How can museum collections serve as a resource for jewelry artists? Beth Carver Wees, Ruth Bigelow Wriston Curator of American Decorative Arts at the Metropolitan Museum of Art; Dr. Emily Stoehrer, Rita J. Kaplan and Susan B. Kaplan Curator of Jewelry at the Museum of Fine Arts, Boston; and Sasha Nixon, curator of A View from the Jeweler’s Bench: Ancient Treasures, Contemporary Statements discuss inspiration, education, and preservation.
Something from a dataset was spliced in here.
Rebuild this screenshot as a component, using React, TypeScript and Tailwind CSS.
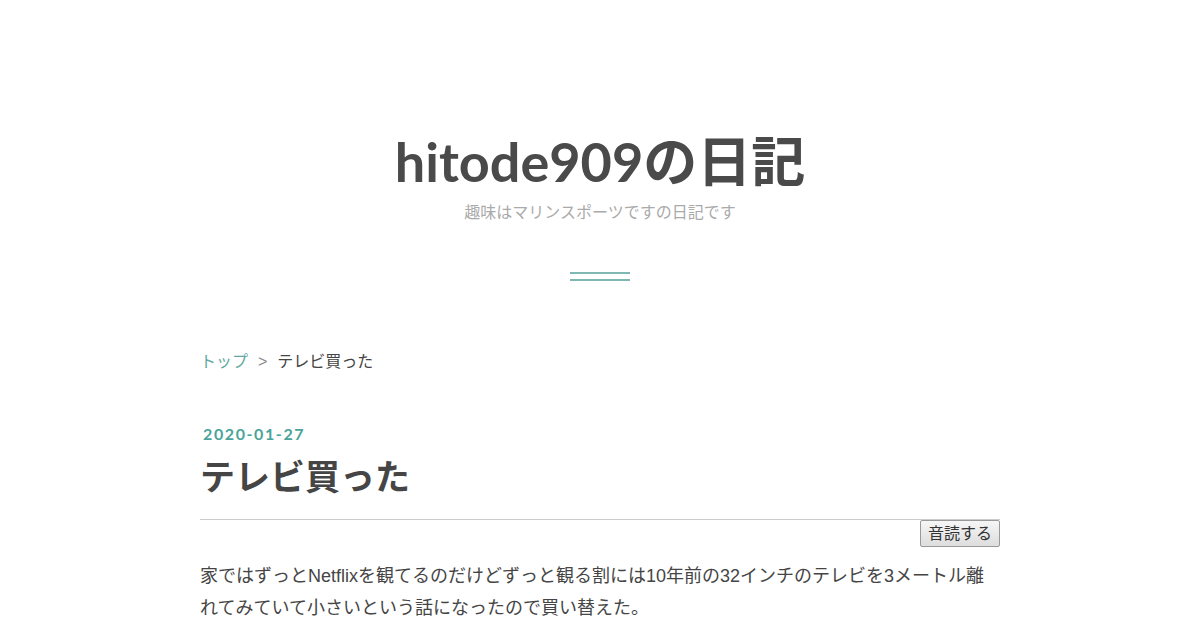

Beth Carver Wees is the Ruth Bigelow Wriston Curator of American Decorative Arts at the Metropolitan Museum, where she oversees the collections of American silver and jewelry. Prior to joining The Met’s staff she was Curator of Decorative Arts at the Clark Art Institute in Williamstown, Massachusetts. She lectures internationally and is the author of numerous articles and books, including English, Irish & Scottish Silver at the Sterling and Francine Clark Art Institute and Early American Silver in The Metropolitan Museum of Art. Beth holds degrees from Smith College and the Williams College Graduate Program in the History of Art. An alumna of the Attingham Summer School and the Royal Collection Studies, she serves the board of the American Friends of Attingham as Secretary. Beth was one of six organizing curators for Jewelry: The Body Transformed. She is about to open Jewelry for America, on display until April 2020.

Sasha Nixon
is an independent curator, historian, and practicing metalsmith. Currently she is the Exhibition Design and Installation Assistant at the Museum of Arts and design. Her focus of study is on the interaction between contemporary art jewelry and ancient jewelry styles and techniques. She was the Center for Craft’s 2018 Windgate curatorial intern at the Museum of Arts and Design. She co curated MAD’s exhibition Fake News and True Love: Fourteen Stories by Robert Baines (October 2018–March 2019), the exhibition ANTIQUEMANIA, presented at Pratt Manhattan during the inaugural New York City Jewelry Week (November 12–18, 2018). Her solo-curated exhibition, for which she was awarded the Society of North American Goldsmith’s Emerging Curator’s Grant, A View from the Jeweler’s Bench: Ancient Treasures, Contemporary Statements is on view at Bard Graduate Center Gallery (February 5-July 7, 2019). Recent publications and simposia involvement include “Pixels Bejeweled: Modern Media, Contemporary Jewelry, and the Replication of Desire” at the Fashion Institute of Technology’s international symposium Digital Meets Handmade: Jewelry in the 21st Century in May 2018, and “In the Studio: Lin Cheung,” written for Metalsmith magazine.

Dr. Emily Stoehrer
is the Rita J. Kaplan and Susan B. Kaplan Curator of Jewelry at the Museum of Fine Arts, Boston. Stoehrer curated Past is Present: Revival Jewelry (2017 – 2018) and co-curated Boston Made: Arts and Crafts Jewelry (2019 – 2020) and Metalwork and Hollywood Glamour: Fashion and Jewelry from the Silver Screen (2015). Most recently, she contributed chapters to Arts and Crafts Jewelry in Boston: Frank Gardner Hale and His Circle and Maker & Muse: Women and Early Twentieth Century Art Jewelry. She is currently working on an exhibition and publication on the designer Elsa Peretti.